● **WRITTEN PROBLEM**: Set down every entry again word for word, please, but skip the pictures.

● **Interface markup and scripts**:
○ ○ ○ ○
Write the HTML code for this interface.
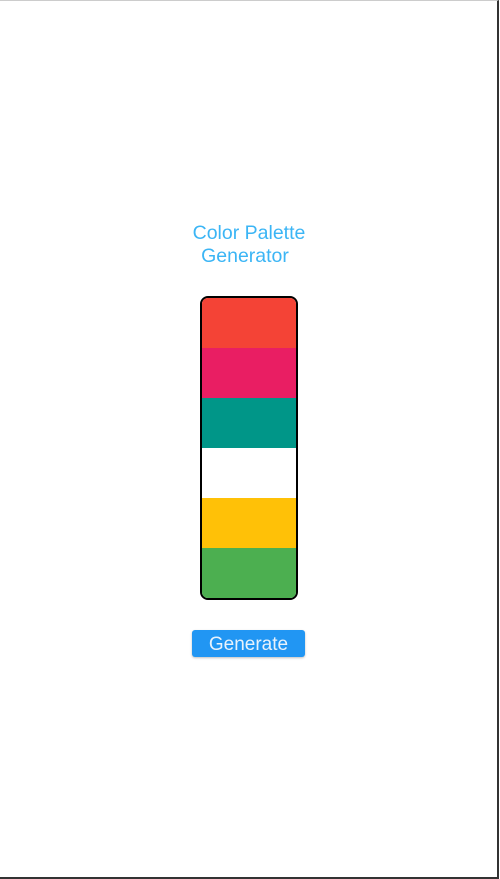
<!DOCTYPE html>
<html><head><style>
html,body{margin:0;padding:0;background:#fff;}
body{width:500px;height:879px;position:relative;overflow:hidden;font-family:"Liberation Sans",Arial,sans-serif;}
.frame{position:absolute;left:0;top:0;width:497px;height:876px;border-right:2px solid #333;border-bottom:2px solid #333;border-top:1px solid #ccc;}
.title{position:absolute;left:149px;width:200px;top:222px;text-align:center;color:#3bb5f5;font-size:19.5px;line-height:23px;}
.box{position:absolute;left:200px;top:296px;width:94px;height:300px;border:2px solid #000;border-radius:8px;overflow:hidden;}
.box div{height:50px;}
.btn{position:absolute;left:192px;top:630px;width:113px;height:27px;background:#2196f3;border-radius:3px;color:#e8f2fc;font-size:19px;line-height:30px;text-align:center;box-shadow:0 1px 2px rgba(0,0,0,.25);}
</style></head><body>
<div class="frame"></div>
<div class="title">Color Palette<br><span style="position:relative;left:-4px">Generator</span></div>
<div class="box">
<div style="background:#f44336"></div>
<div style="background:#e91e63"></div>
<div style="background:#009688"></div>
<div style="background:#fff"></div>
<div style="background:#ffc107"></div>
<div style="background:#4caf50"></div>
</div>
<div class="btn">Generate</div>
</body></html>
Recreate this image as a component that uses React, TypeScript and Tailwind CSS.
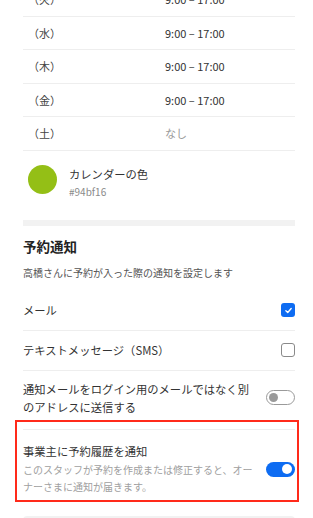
○ ○ ○ ○
● **SOLUTION TO THIS EXERCISE**:
Write the HTML code for this interface.
<!DOCTYPE html>
<html><head><style>
html,body{margin:0;padding:0;background:#fff;}
body{width:500px;height:879px;position:relative;overflow:hidden;font-family:"Liberation Sans",Arial,sans-serif;}
.frame{position:absolute;left:0;top:0;width:497px;height:876px;border-right:2px solid #333;border-bottom:2px solid #333;border-top:1px solid #ccc;}
.title{position:absolute;left:149px;width:200px;top:222px;text-align:center;color:#3bb5f5;font-size:19.5px;line-height:23px;}
.box{position:absolute;left:200px;top:296px;width:94px;height:300px;border:2px solid #000;border-radius:8px;overflow:hidden;}
.box div{height:50px;}
.btn{position:absolute;left:192px;top:630px;width:113px;height:27px;background:#2196f3;border-radius:3px;color:#e8f2fc;font-size:19px;line-height:30px;text-align:center;box-shadow:0 1px 2px rgba(0,0,0,.25);}
</style></head><body>
<div class="frame"></div>
<div class="title">Color Palette<br><span style="position:relative;left:-4px">Generator</span></div>
<div class="box">
<div style="background:#f44336"></div>
<div style="background:#e91e63"></div>
<div style="background:#009688"></div>
<div style="background:#fff"></div>
<div style="background:#ffc107"></div>
<div style="background:#4caf50"></div>
</div>
<div class="btn">Generate</div>
</body></html>
Recreate this image as a component that uses React, TypeScript and Tailwind CSS.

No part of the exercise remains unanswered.